The Niche Is Not a Ceiling

There's still a persistent cultural bias — especially in the American context, where bigger is always presumed to be better — against niche audiences. The logic goes: if your film only appeals to a specific community, you've failed to reach your potential.

But this thinking is outdated and, frankly, expensive. Niche audiences are often the most reliable, most vocal, and most financially supportive audiences that exist. Horror fans, documentary devotees, regional cinema enthusiasts, fans of specific cultural stories — these communities don't just watch films, they champion them. They share them.
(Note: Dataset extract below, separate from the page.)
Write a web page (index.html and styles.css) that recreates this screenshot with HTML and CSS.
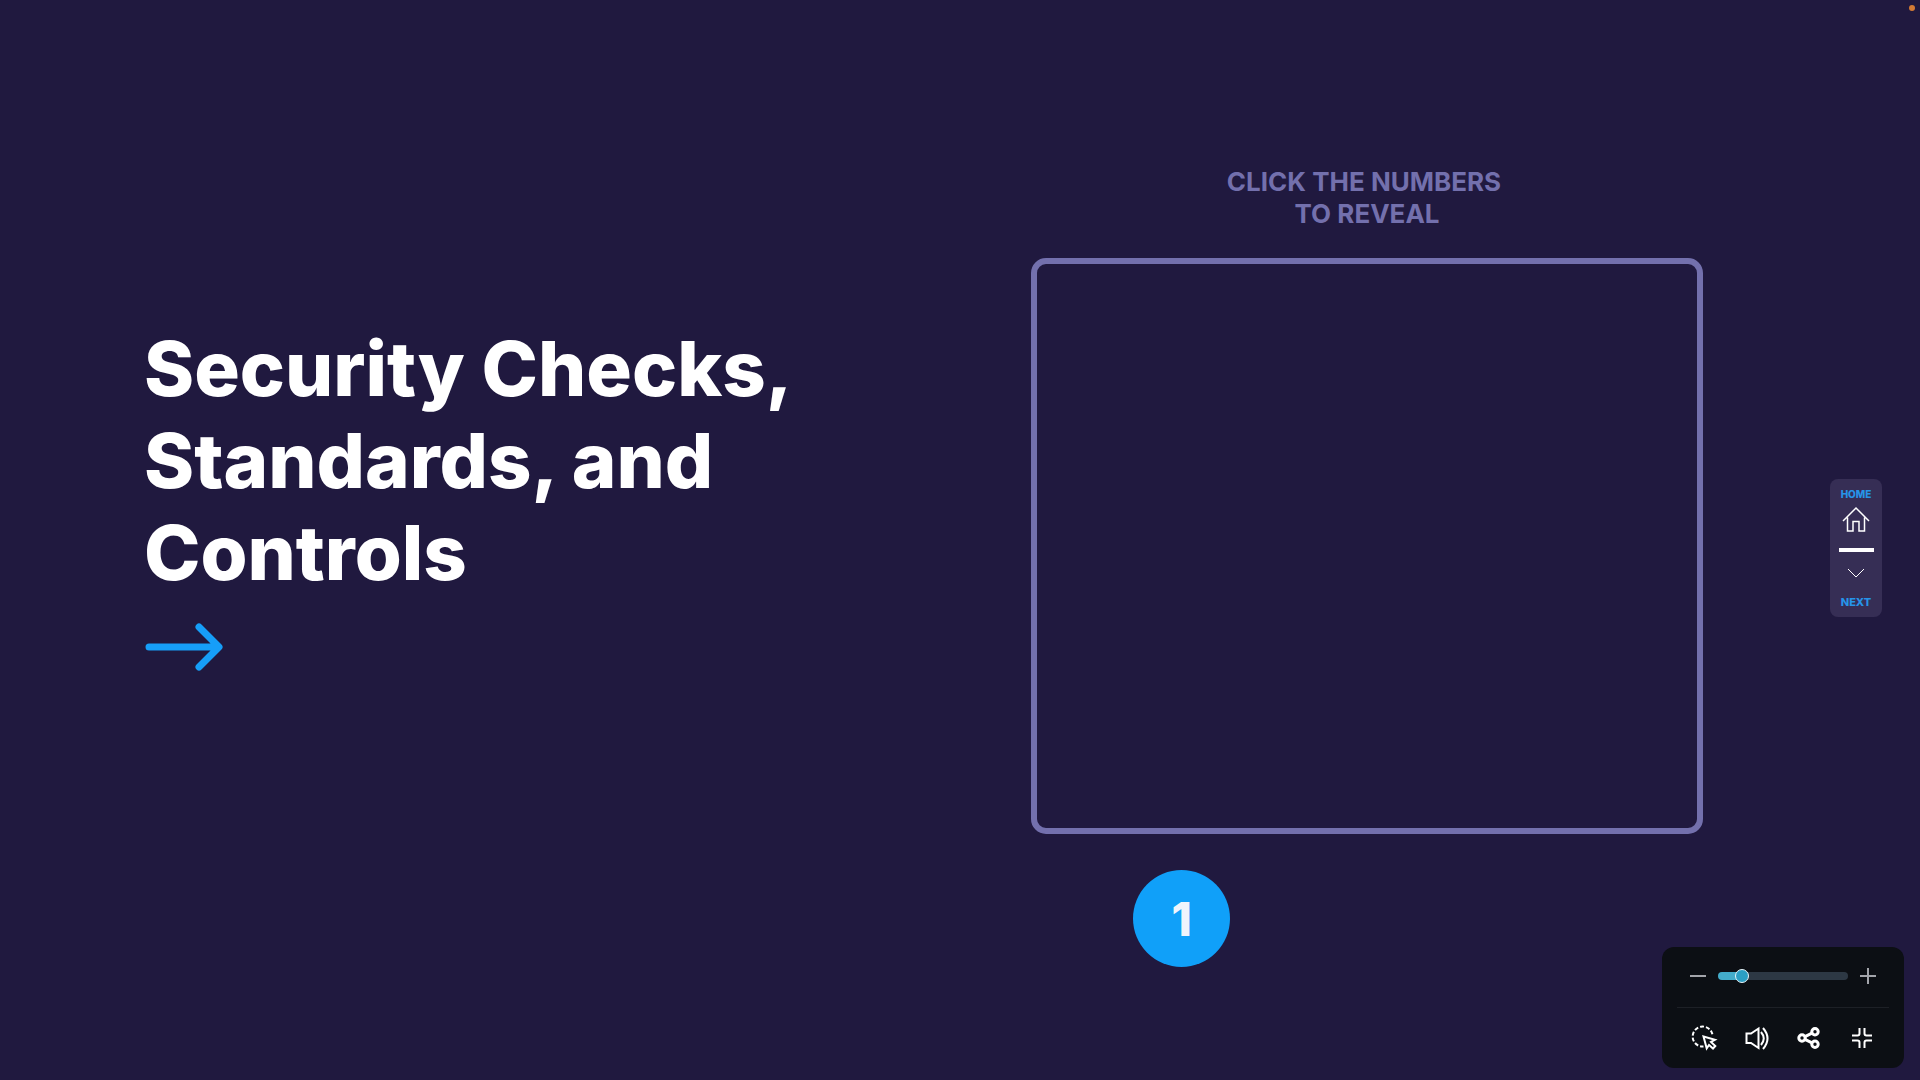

They fund them through crowdfunding campaigns and Patreon tiers and merchandise purchases that no casual viewer would ever consider.

Finding your niche isn't settling. It's targeting. And in an environment where the average studio film needs to open at $40 million just to be considered a modest success, the ability to make a $500,000 film that earns $2 million from a passionate and reliable audience is genuinely powerful.

The Balloon Stays Up

Here at The Black Balloon Movie, we talk a lot about stories that deserve to fly. But flying isn't just about the launch. It's about what keeps you airborne — the sustained lift that comes from knowing your craft, knowing your audience, and making deliberate choices about where you're headed.

The indie filmmakers who are quietly building the most resilient careers right now aren't the ones chasing the biggest opening weekends or angling for the most aggressive distribution deals. They're the ones who have figured out that independence is a practice, not a prize. You don't win it once. You earn it, project by project, audience member by audience member, decision by decision.

And that, more than any festival award or streaming deal, is what a sustainable career actually looks like.